Worst move: This one isn’t really a move, it’s a dilemma. The baseball playoffs in October and November often interrupt whatever flow some new Fox shows have built up, and Fox is locked in with Major League Baseball for a few more years. (However, this season it only has 14 nights of baseball, 12 fewer than last season.)
Biggest question: How long will “American Idol” stay a phenomenon and keeping saving Fox?
When the hybrid network formed last fall out of the ghosts of WB and UPN, it introduced one new drama and one new comedy. Way to make a splash.
Next fall, it’s going bigger and seems to be heading even more toward the old WB’s tone, which aimed for female teens and young women. The strength in that approach is it can lead to lucrative marketing for the network. The downside is that it can make CW feel more like a cable network than a broadcaster.
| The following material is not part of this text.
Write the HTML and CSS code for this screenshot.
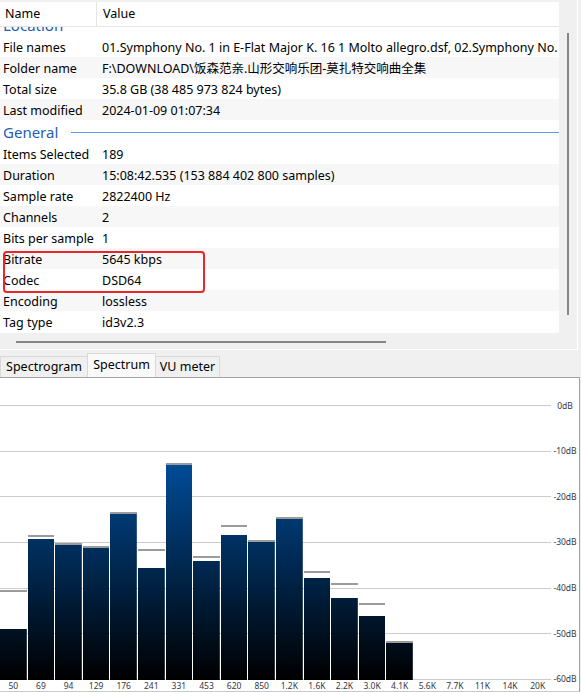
FILE: index.html
```html
<!DOCTYPE html>
<html>
<head>
<meta charset="utf-8">
<link rel="stylesheet" href="styles.css">
</head>
<body>
<div class="app">
  <section class="props">
    <div class="props-main">
      <div class="list">
        <div class="list-head">
          <div class="hcell hname">Name</div>
          <div class="hcell hvalue">Value</div>
        </div>
        <div class="list-body">
          <div class="list-scroll">
            <div class="group"><span class="group-title">Location</span><span class="group-rule"></span></div>
            <div class="row"><div class="k">File names</div><div class="v">01.Symphony No. 1 in E-Flat Major K. 16 1 Molto allegro.dsf, 02.Symphony No. 1 in E-Flat Major K. 16 2 Andante.dsf</div></div>
            <div class="row alt"><div class="k">Folder name</div><div class="v">F:\DOWNLOAD\饭森范亲.山形交响乐团-莫扎特交响曲全集</div></div>
            <div class="row"><div class="k">Total size</div><div class="v">35.8 GB (38 485 973 824 bytes)</div></div>
            <div class="row alt"><div class="k">Last modified</div><div class="v">2024-01-09 01:07:34</div></div>
            <div class="group"><span class="group-title">General</span><span class="group-rule"></span></div>
            <div class="row"><div class="k">Items Selected</div><div class="v">189</div></div>
            <div class="row alt"><div class="k">Duration</div><div class="v">15:08:42.535 (153 884 402 800 samples)</div></div>
            <div class="row"><div class="k">Sample rate</div><div class="v">2822400 Hz</div></div>
            <div class="row alt"><div class="k">Channels</div><div class="v">2</div></div>
            <div class="row"><div class="k">Bits per sample</div><div class="v">1</div></div>
            <div class="row alt"><div class="k">Bitrate</div><div class="v">5645 kbps</div></div>
            <div class="row"><div class="k">Codec</div><div class="v">DSD64</div></div>
            <div class="row alt"><div class="k">Encoding</div><div class="v">lossless</div></div>
            <div class="row"><div class="k">Tag type</div><div class="v">id3v2.3</div></div>
          </div>
        </div>
      </div>
      <div class="vscroll"><div class="vthumb"></div></div>
    </div>
    <div class="hscroll"><div class="hthumb"></div></div>
    <div class="mark"></div>
  </section>

  <section class="viz">
    <div class="tabs">
      <div class="tab t1">Spectrogram</div>
      <div class="tab t2 active">Spectrum</div>
      <div class="tab t3">VU meter</div>
    </div>
    <div class="chart">
      <div class="plot-row">
        <div class="plot">
          <div class="gridlines">
            <i></i><i></i><i></i><i></i><i></i><i></i><i></i>
          </div>
          <div class="bars">
            <div class="band"><i class="pk" style="margin-bottom:37px"></i><b class="bar" style="height:51px"></b></div>
            <div class="band"><i class="pk" style="margin-bottom:2px"></i><b class="bar" style="height:141px"></b></div>
            <div class="band"><i class="pk" style="margin-bottom:0px"></i><b class="bar" style="height:135px"></b></div>
            <div class="band"><i class="pk" style="margin-bottom:0px"></i><b class="bar" style="height:132px"></b></div>
            <div class="band"><i class="pk" style="margin-bottom:0px"></i><b class="bar" style="height:166px"></b></div>
            <div class="band"><i class="pk" style="margin-bottom:17px"></i><b class="bar" style="height:112px"></b></div>
            <div class="band"><i class="pk" style="margin-bottom:0px"></i><b class="bar" style="height:215px"></b></div>
            <div class="band"><i class="pk" style="margin-bottom:3px"></i><b class="bar" style="height:119px"></b></div>
            <div class="band"><i class="pk" style="margin-bottom:8px"></i><b class="bar" style="height:145px"></b></div>
            <div class="band"><i class="pk" style="margin-bottom:0px"></i><b class="bar" style="height:138px"></b></div>
            <div class="band"><i class="pk" style="margin-bottom:0px"></i><b class="bar" style="height:161px"></b></div>
            <div class="band"><i class="pk" style="margin-bottom:5px"></i><b class="bar" style="height:102px"></b></div>
            <div class="band"><i class="pk" style="margin-bottom:13px"></i><b class="bar" style="height:82px"></b></div>
            <div class="band"><i class="pk" style="margin-bottom:11px"></i><b class="bar" style="height:64px"></b></div>
            <div class="band"><i class="pk" style="margin-bottom:0px"></i><b class="bar" style="height:37px"></b></div>
            <div class="band"></div>
            <div class="band"></div>
            <div class="band"></div>
            <div class="band"></div>
            <div class="band"></div>
          </div>
        </div>
        <div class="dbaxis">
          <div class="db"><span>0dB</span></div>
          <div class="db"><span>-10dB</span></div>
          <div class="db"><span>-20dB</span></div>
          <div class="db"><span>-30dB</span></div>
          <div class="db"><span>-40dB</span></div>
          <div class="db"><span>-50dB</span></div>
          <div class="db"><span>-60dB</span></div>
        </div>
      </div>
      <div class="freqs">
        <span>50</span><span>69</span><span>94</span><span>129</span><span>176</span>
        <span>241</span><span>331</span><span>453</span><span>620</span><span>850</span>
        <span>1.2K</span><span>1.6K</span><span>2.2K</span><span>3.0K</span><span>4.1K</span>
        <span>5.6K</span><span>7.7K</span><span>11K</span><span>14K</span><span>20K</span>
      </div>
    </div>
  </section>
</div>
</body>
</html>
```

FILE: styles.css
```css
* { box-sizing: border-box; }

html, body {
  margin: 0;
  padding: 0;
  background: #f0f0f0;
}

body {
  width: 581px;
  height: 692px;
  overflow: hidden;
  font-family: "Noto Sans", "Noto Sans CJK SC", sans-serif;
  font-size: 12.5px;
  color: #000;
}

.app {
  display: flex;
  flex-direction: column;
}

/* ---------- properties panel ---------- */
.props {
  position: relative;
  width: 578px;
  height: 350px;
  padding-top: 2px;
  border-right: 1px solid #ffffff;
  border-bottom: 1px solid #ffffff;
  display: flex;
  flex-direction: column;
}

.props-main {
  display: flex;
  height: 331px;
}

.list {
  width: 559px;
  background: #ffffff;
  display: flex;
  flex-direction: column;
}

.list-head {
  height: 25px;
  display: flex;
  border-bottom: 1px solid #e5e5e5;
}

.hcell {
  line-height: 24px;
  white-space: nowrap;
}

.hname {
  width: 97px;
  padding-left: 5px;
  border-right: 1px solid #e5e5e5;
}

.hvalue {
  padding-left: 6px;
}

.list-body {
  height: 306px;
  overflow: hidden;
}

.list-scroll {
  margin-top: -14px;
}

.group {
  height: 23px;
  padding-top: 1px;
  display: flex;
  align-items: center;
}

.group-title {
  font-size: 15px;
  color: #1f5db6;
  padding-left: 3px;
  line-height: 22px;
}

.group-rule {
  flex: 1;
  height: 1px;
  margin-left: 13px;
  background: #5e9de0;
}

.row {
  height: 21px;
  display: flex;
  padding-top: 1px;
  line-height: 21px;
  white-space: nowrap;
  overflow: hidden;
}

.row.alt {
  background: #f7f7f7;
}

.k {
  width: 97px;
  flex: none;
  padding-left: 3px;
  overflow: hidden;
}

.v {
  flex: 1;
  padding-left: 5px;
  overflow: hidden;
}

.vscroll {
  width: 18px;
  padding-top: 31px;
  padding-left: 8px;
}

.vthumb {
  width: 2px;
  height: 282px;
  background: #868686;
}

.hscroll {
  height: 16px;
  padding-top: 8px;
  padding-left: 16px;
}

.hthumb {
  width: 370px;
  height: 2px;
  background: #868686;
}

.mark {
  position: absolute;
  left: 3px;
  top: 251px;
  width: 202px;
  height: 42px;
  border: 2px solid #e8262b;
  border-radius: 4px;
}

/* ---------- visualisation ---------- */
.viz {
  display: flex;
  flex-direction: column;
}

.tabs {
  height: 27px;
  display: flex;
  align-items: flex-end;
  white-space: nowrap;
}

.tab {
  height: 21px;
  line-height: 20px;
  border: 1px solid #d9d9d9;
  border-bottom: none;
  background: #f0f0f0;
  text-align: center;
}

.t1 { width: 87px; border-right: none; }
.t2 { width: 69px; }
.t3 { width: 64px; border-left: none; }

.tab.active {
  height: 24px;
  line-height: 21px;
  background: #f9f9f9;
}

.chart {
  width: 580px;
  background: #ffffff;
  border-top: 1px solid #a3a3a3;
  border-right: 1px solid #a0a0a0;
  border-bottom: 1px solid #c8c8c8;
  padding-top: 27px;
}

.plot-row {
  display: flex;
}

.plot {
  width: 551px;
  height: 275px;
  display: grid;
}

.gridlines,
.bars {
  grid-area: 1 / 1;
}

.gridlines {
  display: flex;
  flex-direction: column;
  justify-content: space-between;
}

.gridlines i {
  display: block;
  height: 1px;
  background: #cccccc;
}

.bars {
  display: grid;
  grid-template-columns: repeat(20, 1fr);
  column-gap: 1px;
}

.band {
  display: flex;
  flex-direction: column;
  justify-content: flex-end;
}

.pk {
  display: block;
  height: 2px;
  background: #9b9b9b;
}

.bar {
  display: block;
  background-image: linear-gradient(to top, #000000 0%, #0060c0 100%);
  background-size: 100% 275px;
  background-position: bottom;
  background-repeat: no-repeat;
}

.dbaxis {
  width: 28px;
  height: 275px;
  display: flex;
  flex-direction: column;
  justify-content: space-between;
}

.db {
  height: 1px;
  display: flex;
  align-items: center;
  justify-content: center;
  overflow: visible;
  font-size: 8.5px;
  color: #333845;
}

.db span {
  line-height: 10px;
  white-space: nowrap;
}

.freqs {
  width: 551px;
  height: 11px;
  display: grid;
  grid-template-columns: repeat(20, 1fr);
  column-gap: 1px;
  font-size: 8.5px;
  line-height: 11px;
  color: #333845;
  text-align: center;
  white-space: nowrap;
}
```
Best move: Opening up the lineup with six new shows.
Worst move: Keeps “Friday Night Smackdown” yet another season. It gets OK ratings for a Friday night, but it’s still the meanest, most misogynistic, most socially irresponsible show on the broadcast networks.
Biggest question: Can CW succeed staying small, or will one of its shows ever break out into a legitimate hit?
This is, basically, a charity mention. Last season, this “network,” which is more like a programming service owned by Fox Television, ran telenovelas and supplied them mostly to local stations that lost their network affiliations when UPN and WB merged.
The ratings were awful, well under 1 million nationally, which would be weak for an under-performing cable network.
For the coming fall, MyNetworkTV is offering reality series, a mixed-martial-arts league and two nights of movies. If there’s anything worth noting at some point, we’ll let you know.